I hit the floor for my father.

And then I slid onto my side and curled up into a ball, my face hot and wet with tears, and was overwhelmed with exhaustion and pain.

 

 

I didn't know how long I'd been asleep. I absently reached for the necklace at my throat, then remembered that Myez had taken that, too. He had forgotten one thing: the little branch of Dragon's Breath berries was still in my boots. But a lot of help they were.

I sat up. I felt exceptionally weak, and my back and hips were stiff and aching. Stone was not meant for sleeping on, yet I slept on it more often than not these days. I clutched my left arm to my chest, glaring at the small, golden grid of light that taunted me above. Were Alex and Vera still in their cells? I had no idea, but certainly Myez wouldn't have bothered imprisoning them if he hadn't planned on handing them over to Thad, too.

Thad, my cousin.

And then it made me wonder: What could Eris have offered Myez that would make him betray decades of allegiance to Mercedes? It wasn't gold, and Myez had made it very clear that his preferred currency was information.

I paused.

You can give him information.

I might as well start designing my tombstone. It would never work.
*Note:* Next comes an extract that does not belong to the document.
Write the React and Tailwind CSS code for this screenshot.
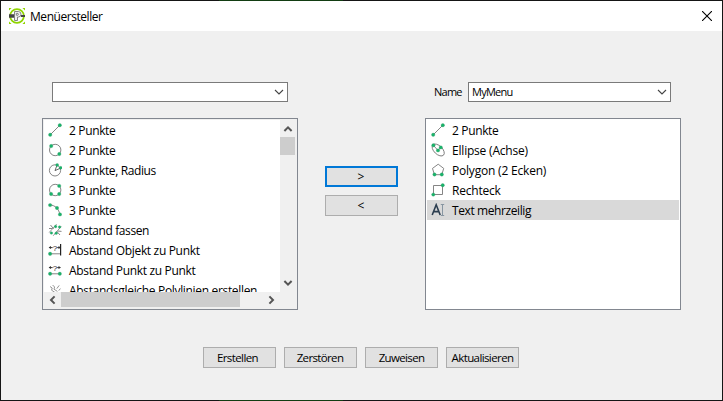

If you stay down here and wait for Thad to come, you're good as dead, anyway.

I made up my mind, and with that decision, I grew so excitable it was like I'd just downed an entire pot of coffee. I also silently thanked my conscience for finally saying something useful.

"Please work," I murmured to myself, then yelled at the top of my lungs, "Hey!"

I waited. Nothing.

"Hey, up there! I know you can hear me!"

The light above flickered as a shadow passed over the grille, but still nothing.

Fine.

I screamed and yelled everything I could think of. Anything to get someone's attention. I
had
to get their attention, or I wouldn't even get a chance to try it. Finally, it was the yelling, "Your mother is a gargon," part that finally got the attention of one of the half-giants. I didn't see his face—just a patch of darkness over my grid. And then when the half-giant finally spoke, all he said was something that sounded like, "
Grrrmmmrrrgglllrrr
."

This was my chance. My only chance. "I have information for Myez Rader."

The loquacious half-giant grumbled again and backed away.

"I know the location of the Pandors' box!" I yelled.

He paused near the edge of the grille.

I took a quick breath. "Myez Rader already knows I am the last of the Pandors, and I can tell him the location of the legendary box of my ancestors. If you don't believe me, go and ask him, but I swear when he finds out later that he'd had this opportunity, I wouldn't want to be you."

The half-giant hesitated before my grille. Then with another eloquent growl, he left. Whether he left to speak with Myez or stand farther down the hall to avoid my psychotic outbursts, I didn't know. But if this didn't work, I would have to accept my fate.

I waited and waited. And waited.

And waited.

I sagged against the wall. My arm felt like I'd stuck it inside of a woodstove, and the grille above blurred every time I looked up. There was nothing else I could do. Thad was going to come and take us away, and I didn't know what would happen after that.

Metal jingled outside the grille and I looked up again. The light was blocked by shadow, and with a loud creak, my grille opened.

I hoped against all hopes that it wasn't opening because Thad had arrived.